Face au redoutable débatteur qu'est Donald Trump, Joe Biden aura pourtant besoin de toutes ses capacités cognitives pour pouvoir lui rendre la pareille. Il y a en effet fort à parier que le locataire de la Maison Blanche ne se privera pas de l'interroger, par exemple, sur les relations troubles entre la précédente administration, dont il faisait partie, et l'ancien président ukrainien Petro Porochenko. Rappelons à ce titre que de son propre aveu, Joe Biden a menacé Petro Porochenko, en mars 2016, de retirer un prêt d'un milliard de dollars à Kiev s'il ne licenciait pas immédiatement le procureur général Viktor Chokine.
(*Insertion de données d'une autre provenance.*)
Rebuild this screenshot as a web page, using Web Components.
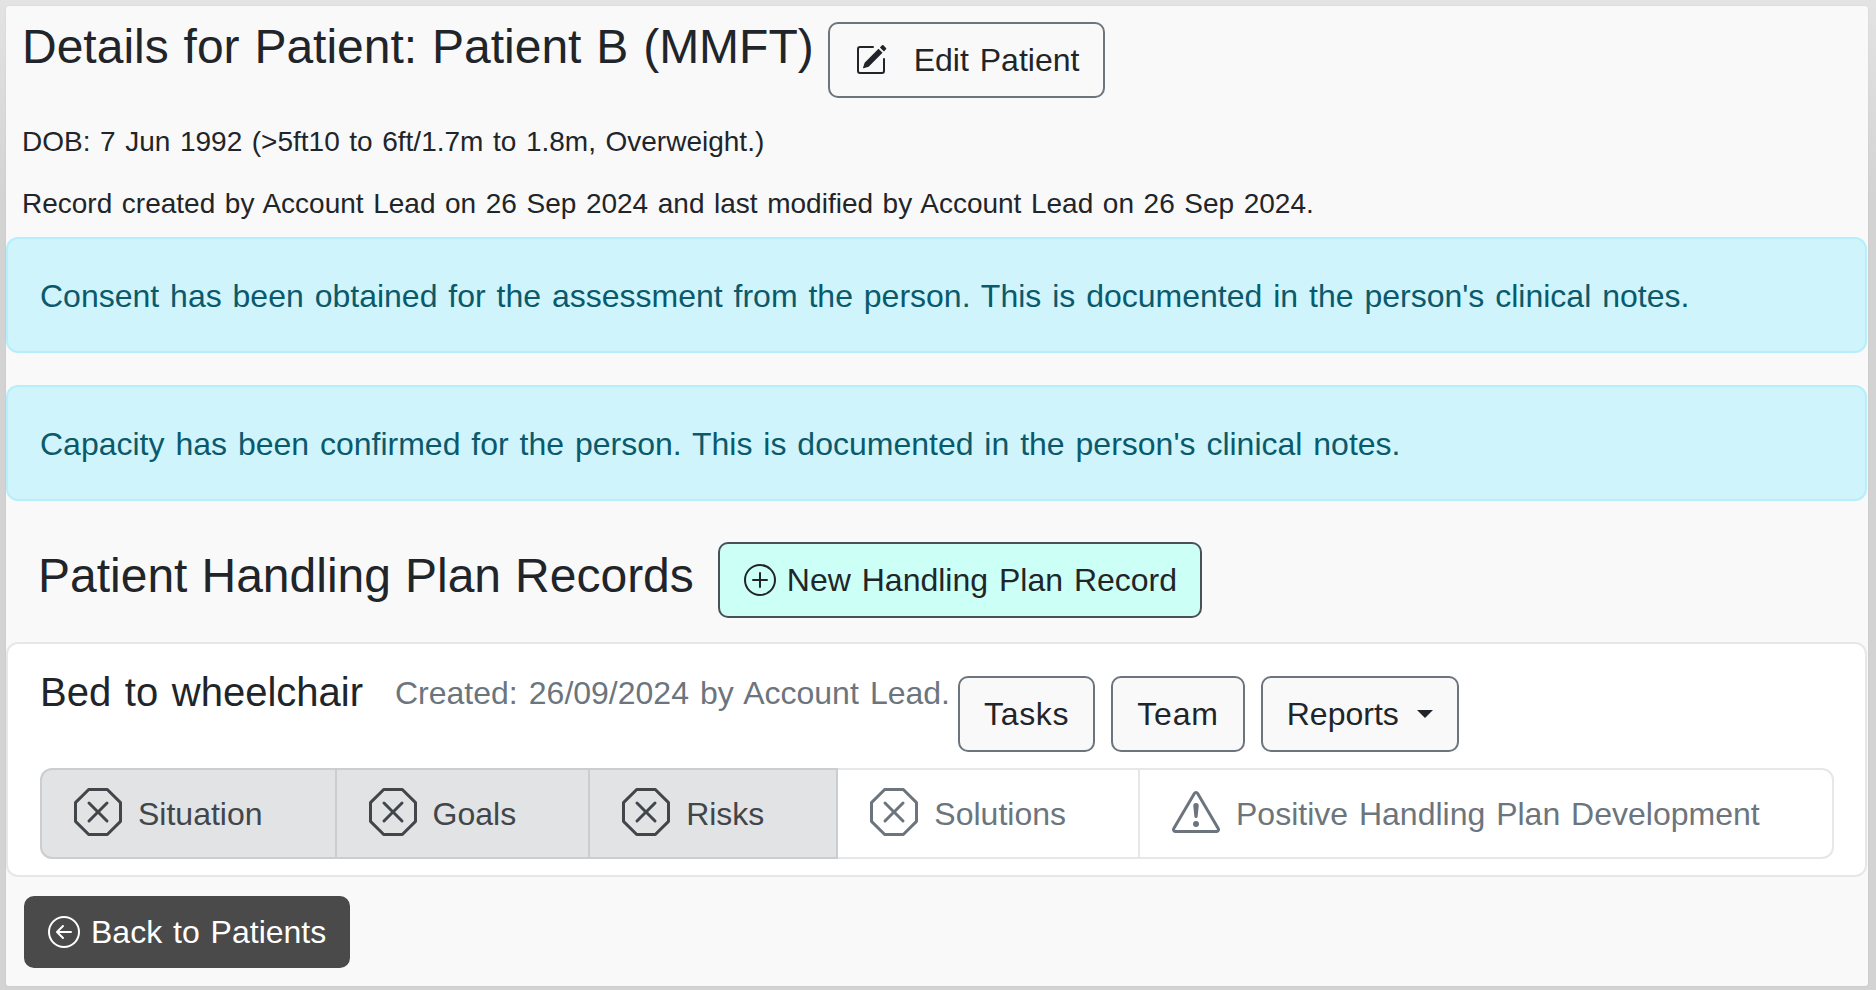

Celui-ci supervisait une vaste enquête de corruption sur la société de gaz naturel Burisma Holdings, qui employait le fils cadet de Joe Biden en tant que membre du conseil d'administration.
Donald Trump pourrait encore rebondir sur les récentes accusations de viol dont fait l'objet l'ancien vice-président. Si celles-ci ne sont étayées d'aucune preuve, elles renvoient les démocrates aux règles qu'ils ont eux-même édicté lors de la nomination à la cour Suprême du juge Brett Kavanaugh, à savoir qu'il revient à l'accusé de prouver son innocence...
Coronavirus, le salut de Joe Biden ?
En l'état toutefois, la crise du coronavirus vient rebattre les cartes. Le Parti démocrate ne jugeant pas opportun de véritablement s'attaquer aux actions contestables de Donald Trump à l'international, telle que l'exécution du général iranien Qassem Soleimani, le salut de Joe Biden pourrait en effet venir de l'actualité.
Et pour cause : la crise sanitaire fait exploser les chiffres du chômage et de la pauvreté aux Etats-Unis, menaçant un des piliers de la présidence de Donald Trump, qui est d'avoir redressé l'économie. Un angle d'attaque tombé du ciel pour le candidat démocrate, qui pourrait, qui plus est, profiter d'une éventuelle annulation des débats desquels il a peu de chance de sortir vainqueur, si la crise se poursuit. Enfin, cette crise dont les Etats-Unis sont en passe de devenir les premières victimes lui offre l'opportunité de critiquer la gestion qu'en fait Donald Trump, ce que lui et son parti commencent déjà à faire.
Reste encore à viser juste : dans un tweet très partagé, la député démocrate Tavia Galonski a annoncé vouloir poursuivre Donald Trump devant le tribunal de La Haye pour «crimes contre l'humanité». La raison ? L'insistance du président américain à vouloir permettre l'utilisation de l'hydroxychloroquine pour traiter les patients atteints de coronavirus.